World leaders are meeting in Egypt next week for this year’s United Nations climate summit. Swedish climate activist Greta Thunberg is planning to skip COP27, calling it little more than an occasion for greenwashing. She’s right to be frustrated with the state of the global response to this crisis.
The world is way off track. Most governments are falling far short of their climate goals, and the window is rapidly closing to prevent a dangerous overheating of the planet, a new United Nations report found. To avert catastrophic climate change, we must cut global greenhouse gas emissions by 45% by 2030, but world leaders’ current commitments will cut them by only 5% to 10%.
The only way to limit global warming to 2.7 degrees Fahrenheit or “well below” 3.6 degrees, the goals nearly every nation agreed to under the 2015 Paris agreement, is with bold, transformative policy shifting from fossil fuels to renewable energy. But instead, global average temperatures are on track to rise an unthinkable 5 degrees above preindustrial levels by century’s end.
Few nations have improved their climate ambitions. At the 2021 summit in Glasgow, Scotland, countries agreed to revisit and strengthen their 2030 targets by the end of this year, but progress has been “woefully inadequate,” according to the U.N. So few nations have increased their commitments since then that they amount to only about one-tenth of the emissions reductions pledged in the lead-up to last year’s summit.
“That signals that we’ve hit a plateau in terms of what countries are going to put on the table,” said Taryn Fransen, a senior fellow in the Global Climate Program at the World Resources Institute think tank.

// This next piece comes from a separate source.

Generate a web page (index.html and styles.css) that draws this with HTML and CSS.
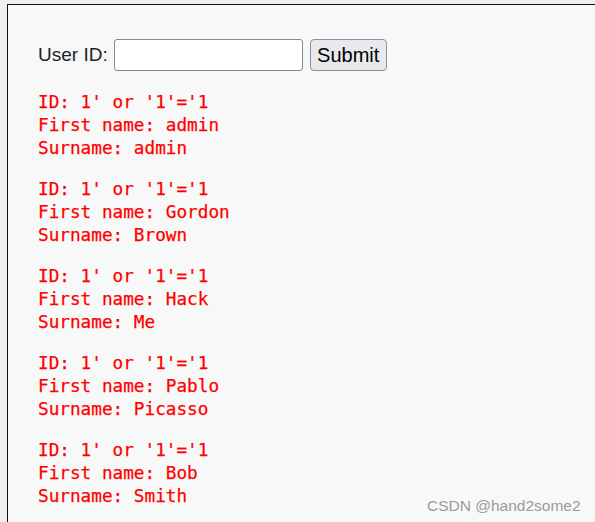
FILE: index.html
```html
<!DOCTYPE html>
<html>
<head>
<meta charset="utf-8">
<link rel="stylesheet" href="styles.css">
</head>
<body>
<div class="frame">
  <form class="form">
    <label class="label">User ID:</label>
    <input class="input" type="text">
    <button class="btn" type="button">Submit</button>
  </form>
  <pre class="result">ID: 1' or '1'='1
First name: admin
Surname: admin</pre>
  <pre class="result">ID: 1' or '1'='1
First name: Gordon
Surname: Brown</pre>
  <pre class="result">ID: 1' or '1'='1
First name: Hack
Surname: Me</pre>
  <pre class="result">ID: 1' or '1'='1
First name: Pablo
Surname: Picasso</pre>
  <pre class="result">ID: 1' or '1'='1
First name: Bob
Surname: Smith</pre>
  <div class="watermark">CSDN @hand2some2</div>
</div>
</body>
</html>
```

FILE: styles.css
```css
html, body {
  margin: 0;
  padding: 0;
  background: #f0f0f0;
}
body {
  padding: 4px 0 0 7px;
  height: 522px;
  box-sizing: border-box;
  overflow: hidden;
}
.frame {
  position: relative;
  border-top: 1px solid #111;
  border-left: 1px solid #111;
  background: #f7f8f8;
  height: 518px;
  padding: 34px 0 0 30px;
  box-sizing: border-box;
  overflow: hidden;
}
.form {
  display: flex;
  align-items: center;
  margin: 0 0 20px 0;
  height: 32px;
}
.label {
  font-family: "Liberation Sans", Arial, sans-serif;
  font-size: 19px;
  color: #222;
  margin-right: 6px;
}
.input {
  width: 189px;
  height: 32px;
  box-sizing: border-box;
  border: 1px solid #888;
  border-radius: 3px;
  background: #fff;
  margin: 0 7px 0 0;
  padding: 0;
}
.btn {
  height: 32px;
  width: 77px;
  box-sizing: border-box;
  border: 1px solid #8f8f9d;
  border-radius: 4px;
  background: #e9e9ed;
  font-family: "Liberation Sans", Arial, sans-serif;
  font-size: 20px;
  color: #000;
  padding: 0;
}
.result {
  margin: 0 0 18px 0;
  font-family: "DejaVu Sans Mono", monospace;
  font-size: 17.7px;
  line-height: 23px;
  color: #ff0000;
  -webkit-text-stroke: 0.25px #ff0000;
}
.watermark {
  position: absolute;
  left: 419px;
  top: 492px;
  font-family: "Liberation Sans", Arial, sans-serif;
  font-size: 15.5px;
  color: #9a9a9a;
}
```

Most countries just can’t quit fossil fuels. While most nations have targets to increase renewable energy production, few have even committed to cutting fossil fuels. Only 51 countries’ plans have any measures pertaining to fossil fuel consumption, and only eight of those would actually ramp down or phase out consumption, according to an analysis by the World Resources Institute.

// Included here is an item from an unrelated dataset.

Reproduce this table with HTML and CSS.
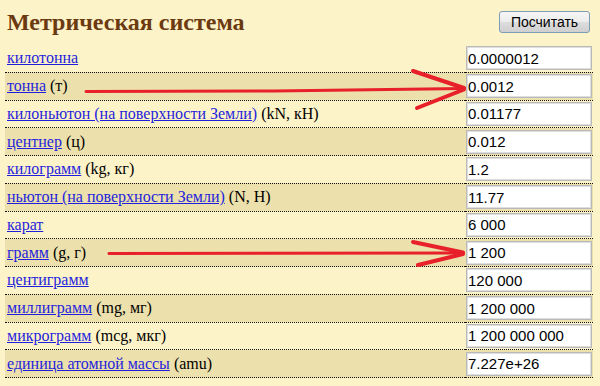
FILE: index.html
```html
<!DOCTYPE html>
<html lang="en">
<head>
<meta charset="utf-8">
<link rel="stylesheet" href="styles.css">
</head>
<body>
<div class="header">
  <h2 class="title">Метрическая система</h2>
  <button class="calc" type="button">Посчитать</button>
</div>
<table class="units">
  <tr><td class="name"><a href="#">килотонна</a></td><td class="val"><input class="num" value="0.0000012"></td></tr>
  <tr><td class="name"><a href="#">тонна</a> (т)</td><td class="val"><input class="num" value="0.0012"></td></tr>
  <tr><td class="name"><a href="#">килоньютон (на поверхности Земли)</a> (kN, кН)</td><td class="val"><input class="num" value="0.01177"></td></tr>
  <tr><td class="name"><a href="#">центнер</a> (ц)</td><td class="val"><input class="num" value="0.012"></td></tr>
  <tr><td class="name"><a href="#">килограмм</a> (kg, кг)</td><td class="val"><input class="num" value="1.2"></td></tr>
  <tr><td class="name"><a href="#">ньютон (на поверхности Земли)</a> (N, Н)</td><td class="val"><input class="num" value="11.77"></td></tr>
  <tr><td class="name"><a href="#">карат</a></td><td class="val"><input class="num" value="6 000"></td></tr>
  <tr><td class="name"><a href="#">грамм</a> (g, г)</td><td class="val"><input class="num" value="1 200"></td></tr>
  <tr><td class="name"><a href="#">центиграмм</a></td><td class="val"><input class="num" value="120 000"></td></tr>
  <tr><td class="name"><a href="#">миллиграмм</a> (mg, мг)</td><td class="val"><input class="num" value="1 200 000"></td></tr>
  <tr><td class="name"><a href="#">микрограмм</a> (mcg, мкг)</td><td class="val"><input class="num" value="1 200 000 000"></td></tr>
  <tr><td class="name"><a href="#">единица атомной массы</a> (amu)</td><td class="val"><input class="num" value="7.227e+26"></td></tr>
</table>
<svg class="arrows" width="600" height="386" viewBox="0 0 600 386" aria-hidden="true">
  <g fill="none" stroke="#e8202a" stroke-linecap="round" stroke-linejoin="round">
    <path d="M86 91.5 L274 91 L464 88.5" stroke-width="3"/>
    <path d="M413 71 L464 88" stroke-width="4"/>
    <path d="M417 108 L464 89.5" stroke-width="4"/>
    <path d="M109 253.5 L463 253" stroke-width="3"/>
    <path d="M413 242 L463 252.5" stroke-width="4"/>
    <path d="M418 265 L463 254" stroke-width="4"/>
  </g>
</svg>
</body>
</html>
```
FILE: styles.css
```css
body {
  margin: 0;
  padding: 0 7px 0 5px;
  background: #fdf3c8;
  font-family: "Liberation Serif", serif;
  font-size: 16px;
}
.header {
  display: flex;
  justify-content: space-between;
  align-items: center;
  height: 45px;
}
.title {
  margin: 0 0 0 2px;
  font-family: "Liberation Serif", serif;
  font-size: 24px;
  font-weight: bold;
  color: #6b3a10;
}
.calc {
  width: 91px;
  height: 22px;
  margin: 0 3px 2px 0;
  padding: 0;
  font-family: "Liberation Sans", sans-serif;
  font-size: 14px;
  color: #000;
  border: 1px solid #7d9cb8;
  border-radius: 3px;
  background: linear-gradient(#f6f6f6 0%, #ececec 48%, #dddddd 52%, #cfcfcf 100%);
}
.units {
  width: 588px;
  border-collapse: collapse;
}
.units td {
  height: 26.75px;
  padding: 0;
  border-bottom: 1px dotted #111;
  vertical-align: middle;
}
.units tr:nth-child(odd) td {
  background: #fdf3c8;
}
.units tr:nth-child(even) td {
  background: #ece1ac;
}
.units td.name {
  padding-left: 2px;
  font-family: "Liberation Serif", serif;
  font-size: 16px;
}
.name a {
  color: #1f1fdd;
}
.val {
  width: 128px;
}
.num {
  display: block;
  box-sizing: border-box;
  width: 126px;
  height: 24px;
  margin: 0 1px 0 auto;
  padding: 0 0 0 1px;
  font-family: "Liberation Sans", sans-serif;
  font-size: 15px;
  color: #000;
  background: #fff;
  border: 1px solid #b9b9b9;
  box-shadow: inset 0 0 0 1px #dedede;
}
.arrows {
  position: absolute;
  left: 0;
  top: 0;
  pointer-events: none;
}
```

That’s totally at odds with the environmental and economic imperative to end fossil fuels, as U.N. Secretary-General António Guterres has said, “before we incinerate our only home.”
But even with the bad news, there are some grounds for optimism going into the summit.

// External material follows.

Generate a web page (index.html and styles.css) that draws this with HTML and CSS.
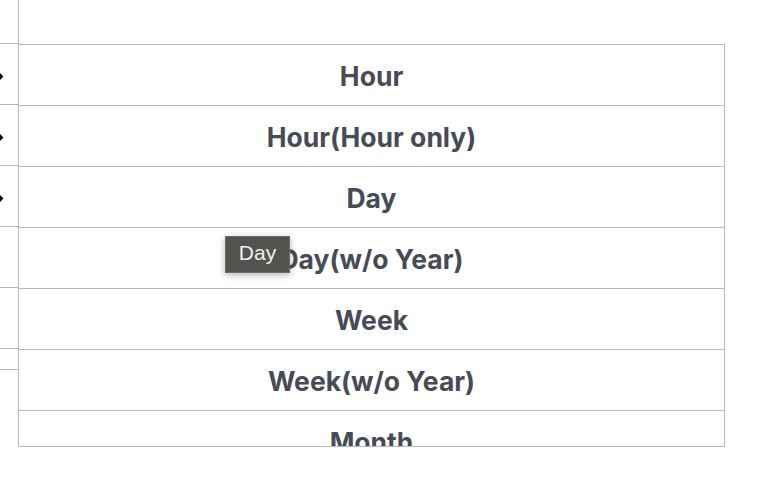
FILE: index.html
```html
<!DOCTYPE html>
<html>
<head>
<meta charset="utf-8">
<link rel="stylesheet" href="styles.css">
</head>
<body>
<div class="page">
  <div class="side">
    <div class="side-head"></div>
    <div class="side-row"><span class="arrow"></span></div>
    <div class="side-row"><span class="arrow"></span></div>
    <div class="side-row"><span class="arrow"></span></div>
    <div class="side-row"></div>
    <div class="side-row"></div>
    <div class="side-row short"></div>
    <div class="side-rest"></div>
  </div>
  <div class="popup">
    <div class="item">Hour</div>
    <div class="item">Hour(Hour only)</div>
    <div class="item">Day</div>
    <div class="item">Day(w/o Year)</div>
    <div class="item">Week</div>
    <div class="item">Week(w/o Year)</div>
    <div class="item">Month</div>
  </div>
  <div class="tooltip">Day</div>
</div>
</body>
</html>
```
FILE: styles.css
```css
html, body {
  margin: 0;
  padding: 0;
  background: #ffffff;
}
.page {
  position: relative;
  width: 770px;
  height: 478px;
  overflow: hidden;
}
.side {
  width: 18px;
  height: 447px;
  border-right: 1px solid #b8b8b8;
  display: flex;
  flex-direction: column;
}
.side-head {
  height: 43px;
  border-bottom: 1px solid #b8b8b8;
  flex: none;
}
.side-row {
  height: 60px;
  border-bottom: 1px solid #b8b8b8;
  position: relative;
  flex: none;
}
.side-row.short {
  height: 20px;
}
.side-rest {
  flex: 1;
}
.arrow {
  position: absolute;
  left: -5px;
  top: 29px;
  width: 7px;
  height: 7px;
  background: #000;
  transform: rotate(45deg);
}
.popup {
  position: absolute;
  left: 18px;
  top: 44px;
  width: 705px;
  height: 401px;
  border: 1px solid #b8b8b8;
  background: #fff;
  overflow: hidden;
}
.item {
  height: 60px;
  border-bottom: 1px solid #b8b8b8;
  display: flex;
  align-items: center;
  justify-content: center;
  padding-top: 2px;
  box-sizing: border-box;
  height: 61px;
  font-family: Inter, "Liberation Sans", sans-serif;
  font-weight: 700;
  font-size: 26.5px;
  color: #474b55;
}
.tooltip {
  position: absolute;
  left: 225px;
  top: 236px;
  width: 65px;
  height: 37px;
  background: #52524f;
  border: 1px solid #6b6b68;
  box-shadow: 0 2px 7px rgba(0, 0, 0, 0.3);
  color: #f0f0f0;
  font-family: "Liberation Sans", Arial, sans-serif;
  font-size: 21px;
  display: flex;
  align-items: center;
  justify-content: center;
  padding-bottom: 4px;
  box-sizing: border-box;
}
```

Renewables are looking brighter. It’s likely that Russia’s invasion of Ukraine will speed up the global shift from fossil fuels to renewable energy rather than slow it down, as was feared.
The invasion triggered the worst global energy crisis since the 1970s, prompting some countries to accelerate the deployment of renewable energy. A report by the International Energy Agency now predicts demand for fossil fuels will peak in the near future: coal within the next few years, natural gas by the end of the decade and oil by the mid-2030s. The transition from burning these dangerous, planet-destroying fuels still isn’t happening nearly fast enough, but at least their decline is in sight.
The U.S. and Brazil can now lead on climate. The United States can finally approach the negotiations at the meeting from a place of credibility, now that President Biden has signed the Inflation Reduction Act, the nation’s first significant climate legislation. In Brazil, leftist former President Luiz Inácio Lula da Silva, who campaigned on protecting the Amazon rainforest, defeated far-right President Jair Bolsonaro. “Brazil is ready to resume its leading role in the fight against the climate crisis,” Lula said after his victory was declared Sunday.
The Brazilian election result is a hopeful sign for the preservation of a region often called the “lungs of our planet” and a place of unmatched biodiversity. It shows how much the fight for democracy and climate action are intertwined. Let’s hope it’s an indication of better things to come.
As world leaders prepare for yet another climate summit, we cannot afford another year of insufficient and incremental action against the greatest threat to humanity.